**Stored records**
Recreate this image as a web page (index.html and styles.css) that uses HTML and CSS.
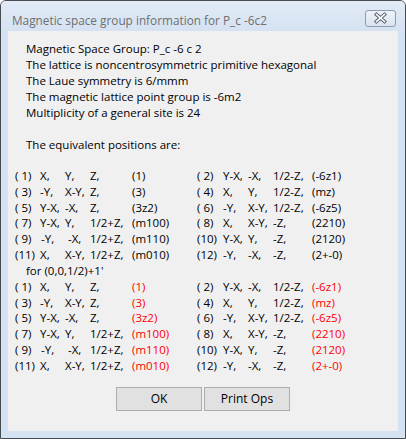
FILE: index.html
```
<!DOCTYPE html>
<html>
<head>
<meta charset="utf-8">
<link rel="stylesheet" href="styles.css">
</head>
<body>
<div class="window">
  <div class="titlebar">
    <div class="title">Magnetic space group information for P_c -6c2</div>
    <div class="close">
      <svg width="31" height="17" viewBox="0 0 31 17">
        <path d="M11.5 4.5 L19.5 11.5 M19.5 4.5 L11.5 11.5" stroke="#5b6573" stroke-width="3.6" stroke-linecap="square" fill="none"/>
        <path d="M11.5 4.5 L19.5 11.5 M19.5 4.5 L11.5 11.5" stroke="#ffffff" stroke-width="1.6" stroke-linecap="square" fill="none"/>
      </svg>
    </div>
  </div>
  <div class="client">
    <div class="info">
      <div>Magnetic Space Group: P_c -6 c 2</div>
      <div>The lattice is noncentrosymmetric primitive hexagonal</div>
      <div>The Laue symmetry is 6/mmm</div>
      <div>The magnetic lattice point group is -6m2</div>
      <div>Multiplicity of a general site is 24</div>
      <div>&nbsp;</div>
      <div>The equivalent positions are:</div>
    </div>
    <div class="ops">
      <span>( 1)</span><span>X,</span><span>Y,</span><span>Z,</span><span>(1)</span>
      <span>( 2)</span><span>Y-X,</span><span>-X,</span><span>1/2-Z,</span><span>(-6z1)</span>
      <span>( 3)</span><span>-Y,</span><span>X-Y,</span><span>Z,</span><span>(3)</span>
      <span>( 4)</span><span>X,</span><span>Y,</span><span>1/2-Z,</span><span>(mz)</span>
      <span>( 5)</span><span>Y-X,</span><span>-X,</span><span>Z,</span><span>(3z2)</span>
      <span>( 6)</span><span>-Y,</span><span>X-Y,</span><span>1/2-Z,</span><span>(-6z5)</span>
      <span>( 7)</span><span>Y-X,</span><span>Y,</span><span>1/2+Z,</span><span>(m100)</span>
      <span>( 8)</span><span>X,</span><span>X-Y,</span><span>-Z,</span><span>(2210)</span>
      <span>( 9)</span><span class="sh1">-Y,</span><span class="sh3">-X,</span><span>1/2+Z,</span><span>(m110)</span>
      <span>(10)</span><span>Y-X,</span><span>Y,</span><span>-Z,</span><span>(2120)</span>
      <span>(11)</span><span>X,</span><span>X-Y,</span><span>1/2+Z,</span><span>(m010)</span>
      <span>(12)</span><span>-Y,</span><span>-X,</span><span>-Z,</span><span>(2+-0)</span>
      <span class="for">for (0,0,1/2)+1'</span>
      <span>( 1)</span><span>X,</span><span>Y,</span><span>Z,</span><span class="red">(1)</span>
      <span>( 2)</span><span>Y-X,</span><span>-X,</span><span>1/2-Z,</span><span class="red">(-6z1)</span>
      <span>( 3)</span><span>-Y,</span><span>X-Y,</span><span>Z,</span><span class="red">(3)</span>
      <span>( 4)</span><span>X,</span><span>Y,</span><span>1/2-Z,</span><span class="red">(mz)</span>
      <span>( 5)</span><span>Y-X,</span><span>-X,</span><span>Z,</span><span class="red">(3z2)</span>
      <span>( 6)</span><span>-Y,</span><span>X-Y,</span><span>1/2-Z,</span><span class="red">(-6z5)</span>
      <span>( 7)</span><span>Y-X,</span><span>Y,</span><span>1/2+Z,</span><span class="red">(m100)</span>
      <span>( 8)</span><span>X,</span><span>X-Y,</span><span>-Z,</span><span class="red">(2210)</span>
      <span>( 9)</span><span class="sh1">-Y,</span><span class="sh3">-X,</span><span>1/2+Z,</span><span class="red">(m110)</span>
      <span>(10)</span><span>Y-X,</span><span>Y,</span><span>-Z,</span><span class="red">(2120)</span>
      <span>(11)</span><span>X,</span><span>X-Y,</span><span>1/2+Z,</span><span class="red">(m010)</span>
      <span>(12)</span><span>-Y,</span><span>-X,</span><span>-Z,</span><span class="red">(2+-0)</span>
    </div>
    <div class="buttons">
      <button class="btn">OK</button>
      <button class="btn">Print Ops</button>
    </div>
  </div>
</div>
</body>
</html>
```
FILE: styles.css
```
html, body {
  margin: 0;
  padding: 0;
  background: #ffffff;
}
body {
  font-family: "Open Sans", "Noto Sans", sans-serif;
  font-size: 11.5px;
  color: #000;
}
.window {
  width: 406px;
  height: 439px;
  box-sizing: border-box;
  border: 1px solid #474b52;
  border-radius: 6px 6px 0 0;
  background: #d5e2f2;
  display: flex;
  flex-direction: column;
  overflow: hidden;
}
.titlebar {
  height: 30px;
  flex: none;
  display: flex;
  justify-content: space-between;
  align-items: flex-start;
  padding: 0 9px 0 11px;
  background: linear-gradient(#e2ebf6, #d5e2f2);
}
.title {
  margin-top: 11px;
  line-height: 16px;
  font-size: 11.8px;
  color: #6f6f6f;
  white-space: nowrap;
}
.close {
  margin-top: 9px;
  width: 31px;
  height: 17px;
  box-sizing: border-box;
  border: 1px solid #8e9bad;
  border-radius: 3px;
  background: linear-gradient(#eef3f9, #d9e3f0);
  display: flex;
}
.close svg {
  margin: -1px;
}
.client {
  flex: 1;
  margin: 0 7px 7px 7px;
  background: #f0f0f0;
  display: flex;
  flex-direction: column;
  padding-top: 10px;
}
.info {
  padding-left: 18px;
  line-height: 16px;
  white-space: nowrap;
}
.ops {
  margin-top: 15px;
  padding-left: 7px;
  display: grid;
  grid-template-columns: 25px 25px 25px 42px 65px 26px 25px 25px 39px 1fr;
  grid-auto-rows: 15.83px;
  line-height: 15.83px;
  white-space: pre;
}
.ops .for {
  grid-column: 1 / -1;
  padding-left: 11px;
}
.ops .red {
  color: #ff0000;
}
.ops .sh1 {
  padding-left: 1px;
}
.ops .sh3 {
  padding-left: 3px;
}
.buttons {
  margin-top: 13px;
  display: flex;
  justify-content: center;
  gap: 2px;
}
.btn {
  width: 86px;
  height: 24px;
  box-sizing: border-box;
  border: 1px solid #adadad;
  background: #e1e1e1;
  font-family: inherit;
  font-size: 12px;
  color: #000;
  padding: 0;
  margin: 0;
}
```
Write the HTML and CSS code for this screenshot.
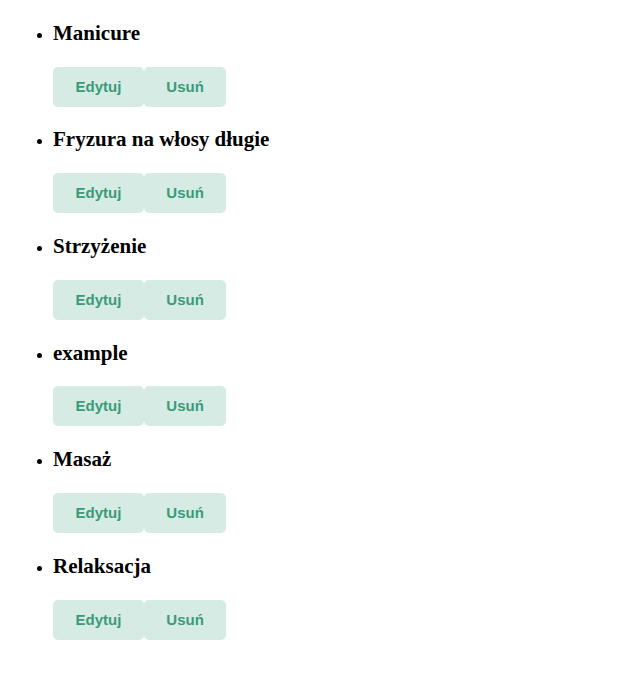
FILE: index.html
```
<!DOCTYPE html>
<html>
<head>
<meta charset="utf-8">
<link rel="stylesheet" href="styles.css">
</head>
<body>
<ul class="services">
  <li><h3 class="name">Manicure</h3><div class="actions"><button class="btn">Edytuj</button><button class="btn">Usuń</button></div></li>
  <li><h3 class="name">Fryzura na włosy długie</h3><div class="actions"><button class="btn">Edytuj</button><button class="btn">Usuń</button></div></li>
  <li><h3 class="name">Strzyżenie</h3><div class="actions"><button class="btn">Edytuj</button><button class="btn">Usuń</button></div></li>
  <li><h3 class="name">example</h3><div class="actions"><button class="btn">Edytuj</button><button class="btn">Usuń</button></div></li>
  <li><h3 class="name">Masaż</h3><div class="actions"><button class="btn">Edytuj</button><button class="btn">Usuń</button></div></li>
  <li><h3 class="name">Relaksacja</h3><div class="actions"><button class="btn">Edytuj</button><button class="btn">Usuń</button></div></li>
</ul>
</body>
</html>
```

FILE: styles.css
```
body {
  margin: 0;
  font-family: "Liberation Serif", serif;
  background: #fff;
  color: #000;
}
.services {
  padding: 0 0 0 53px;
  margin: 0;
}
.name {
  font-size: 21px;
  font-weight: bold;
  margin: 20.8px 0;
}
.actions {
  display: flex;
}
.btn {
  font-family: "Liberation Sans", Arial, sans-serif;
  font-size: 15px;
  font-weight: bold;
  color: #3a9b79;
  background: #d5ebe3;
  border: none;
  border-radius: 5px;
  padding: 11px 22.5px;
  line-height: 18px;
}
```
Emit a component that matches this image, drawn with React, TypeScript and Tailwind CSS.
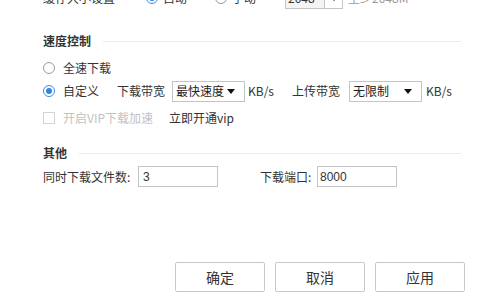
import React from "react";

const font = { fontFamily: '"Noto Sans CJK SC", "Microsoft YaHei", sans-serif' };

function Radio({ checked }: { checked?: boolean }) {
  return (
    <span
      className={
        "flex h-[12px] w-[12px] shrink-0 items-center justify-center rounded-full border bg-white " +
        (checked ? "border-[#3b8de0]" : "border-[#9a9a9a]")
      }
    >
      {checked && <span className="h-[6px] w-[6px] rounded-full bg-[#2f86e0]" />}
    </span>
  );
}

function Select({ value }: { value: string }) {
  return (
    <div className="flex h-[21px] w-[73px] shrink-0 items-center justify-between border border-[#c4c4c4] bg-white pl-[3px] pr-[9px] text-[12px] text-[#222]">
      <span>{value}</span>
      <span className="h-0 w-0 border-l-[4px] border-r-[4px] border-t-[5px] border-l-transparent border-r-transparent border-t-[#111]" />
    </div>
  );
}

function Heading({ title }: { title: string }) {
  return (
    <div className="flex h-[16px] items-center">
      <span className="text-[12px] font-semibold text-[#333]">{title}</span>
      <div className="ml-[12px] h-px flex-1 bg-[#ebebeb]" />
    </div>
  );
}

export default function App() {
  return (
    <div className="h-[307px] w-[485px] overflow-hidden bg-white text-[12px] leading-none text-[#333]" style={font}>
      <div className="pl-[43px] pr-[24px]">
        {/* top row, cut off by the window */}
        <div className="-mt-[13px] flex h-[22px] items-center">
          <span className="w-[103px]">缓存大小设置</span>
          <Radio checked />
          <span className="ml-[5px] w-[52px]">自动</span>
          <Radio />
          <span className="ml-[5px] w-[53px]">手动</span>
          <div className="flex h-[22px] w-[58px] border border-[#c4c4c4]">
            <span className="flex-1 bg-[#f4f4f4] pl-[2px] pt-[4px] text-[12px]">2048</span>
            <span className="flex w-[18px] items-center justify-center border-l border-[#c4c4c4] bg-white">
              <span className="h-0 w-0 border-l-[4px] border-r-[4px] border-t-[5px] border-l-transparent border-r-transparent border-t-[#111]" />
            </span>
          </div>
          <span className="ml-[5px] text-[#999]">至少2048M</span>
        </div>

        <div className="mt-[24px]">
          <Heading title="速度控制" />
        </div>

        <div className="mt-[11px] flex h-[16px] items-center">
          <Radio />
          <span className="ml-[8px]">全速下载</span>
        </div>

        <div className="mt-[4px] flex h-[22px] items-center">
          <Radio checked />
          <span className="ml-[8px] w-[36px]">自定义</span>
          <span className="ml-[18px]">下载带宽</span>
          <div className="ml-[7px]">
            <Select value="最快速度" />
          </div>
          <span className="ml-[3px]">KB/s</span>
          <span className="ml-[18px]">上传带宽</span>
          <div className="ml-[9px]">
            <Select value="无限制" />
          </div>
          <span className="ml-[4px]">KB/s</span>
        </div>

        <div className="mt-[8px] flex h-[16px] items-center">
          <span className="h-[12px] w-[12px] border border-[#d4d4d4] bg-white" />
          <span className="ml-[8px] w-[92px] text-[#c2c2c2]">开启VIP下载加速</span>
          <span className="ml-[14px]">立即开通vip</span>
        </div>

        <div className="mt-[19px]">
          <Heading title="其他" />
        </div>

        <div className="mt-[5px] flex h-[21px] items-center">
          <span className="w-[95px]">同时下载文件数:</span>
          <div className="flex h-[21px] w-[80px] items-center border border-[#c4c4c4] pl-[4px] text-[12px]" style={{ fontFamily: '"Liberation Sans", sans-serif' }}>
            3
          </div>
          <span className="ml-[42px] w-[57px]">下载端口:</span>
          <div className="flex h-[21px] w-[80px] items-center border border-[#c4c4c4] pl-[2px] text-[12px]" style={{ fontFamily: '"Liberation Sans", sans-serif' }}>
            8000
          </div>
        </div>
      </div>

      <div className="mt-[75px] flex justify-end gap-[10px] pr-[20px]">
        {["确定", "取消", "应用"].map((t) => (
          <button
            key={t}
            className="flex h-[30px] w-[90px] items-center justify-center rounded-[2px] border border-[#c8c8c8] bg-white text-[14px] text-[#333]"
          >
            {t}
          </button>
        ))}
      </div>
    </div>
  );
}
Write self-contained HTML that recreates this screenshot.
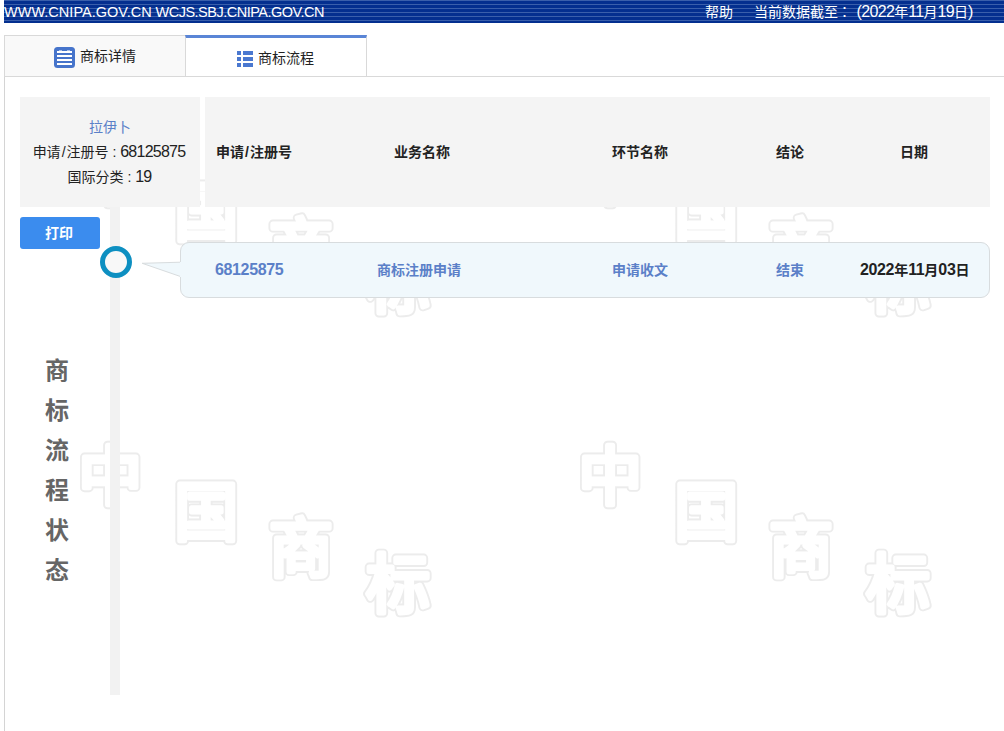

**Given task**
Find the word "this" in the data and copy out each line where it turns up.

**Complete output**
Recreate this image as a web page (index.html and styles.css) that uses HTML and CSS.
Write the HTML and CSS code for this screenshot.
Emit a component that matches this image, drawn with React, TypeScript and Tailwind CSS.
Write self-contained HTML that recreates this screenshot.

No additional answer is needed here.